I love wearing a tie.

My sophomore year, I woke up one morning in a fantastic mood. Couldn't tell you why, I was just feeling good. I decided to wear a tie that day. No particular reason, just felt like it. I put on my charcoal suit along with my orange and white paisley tie.

When I walked into my engineering fundamentals class that morning, I was greeted by my friends with, "Hey Nate, are you ready for the exam today?" To which I responded, "The exam is next week."

I was wrong.

Moments later, I was necktie deep in this exam. Of the roughly 40 topics that could've been covered in that class, the exam had maybe seven or eight. I probably had a full understanding of a quarter of that material. Luckily, the questions on that exam fell within that 25 percent.

I beat the class average by a healthy margin, and I cannot help but think it was the suit. I should have failed that exam, leading to a terrible grade in my first engineering class, leading to a probable change in majors. But the luck of that day has carried me through to the point I'm at now – a senior with graduation looming in less than two months.

That day started a tradition for me that is one of my trademark quirks – I wear suits to exams. Even when I was studying abroad, I dressed up for exams. This was particularly hilarious on the MV Explorer – the cruise ship for Semester at Sea – because I wore shorts and a button down with a bow-tie. But for roughly the last four years, every time I have set out two extra pencils, written my name down on the front page and waited for the instruction "Begin," I have been wearing a tie.

Maybe it's good luck. Maybe it's a confidence boost. Maybe it's superstition. Maybe I'm just weird.

A few years ago on my way from Japanese class to an engineering exam, a girl from the former class was busting my chops about wearing a suit to exams. She claimed that it was stupid and a waste of time. Mid explanation, she was interrupted by a friend of mine, "Good Luck on your exam today, Nate!"

I felt the satisfaction of someone else making my point for me better than I ever could.

When I wear a suit, I feel turned up the entire time. Power Suit, Power Tie, Power T. I feel confident because people don't know what I'm up to, and it's funny to watch them try to make a guess, and then find out about my ridiculous tradition.

When you are dressed nicely, it shows that you take whatever you are doing seriously, and that you should be taken seriously. Professors and other students do notice, and I can not imagine a professor preferring the "just rolled out of bed," or "I've been up all night in the library" look.

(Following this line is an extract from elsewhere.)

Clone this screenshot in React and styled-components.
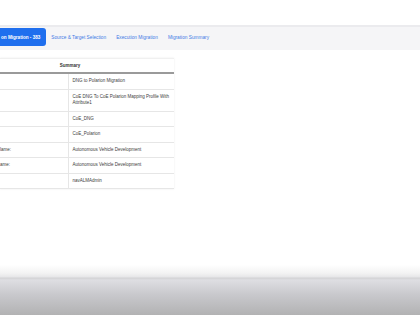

When I'm trying out a new combination of shirt/suit/tie, I text a girl a picture of it to make sure it looks alright. That always makes them laugh at me, but by-golly I know now not to put a bold striped tie over a plaid shirt. Not to mention I can turn a double-windsor to touch the top of my belt buckle on the first try without a mirror.

I typically get up two to three hours before an exam to have ample time to suit up, which I have realized gives my head time to clear out the cobwebs and tune itself before I go into the exam. This little trick comes highly recommended, because – at least for me – I'm not running at full output for at least a few hours.

So the next time you have an exam, try getting up a little earlier, put on your Sunday best and walk into the exam with your shoulders back and your chin up. Tell everyone you've "got a thing later," and that you're about to beast this exam. You might just do a little better than you expected.

After all, Barney Stinson suits up, and who doesn't love Barney Stinson?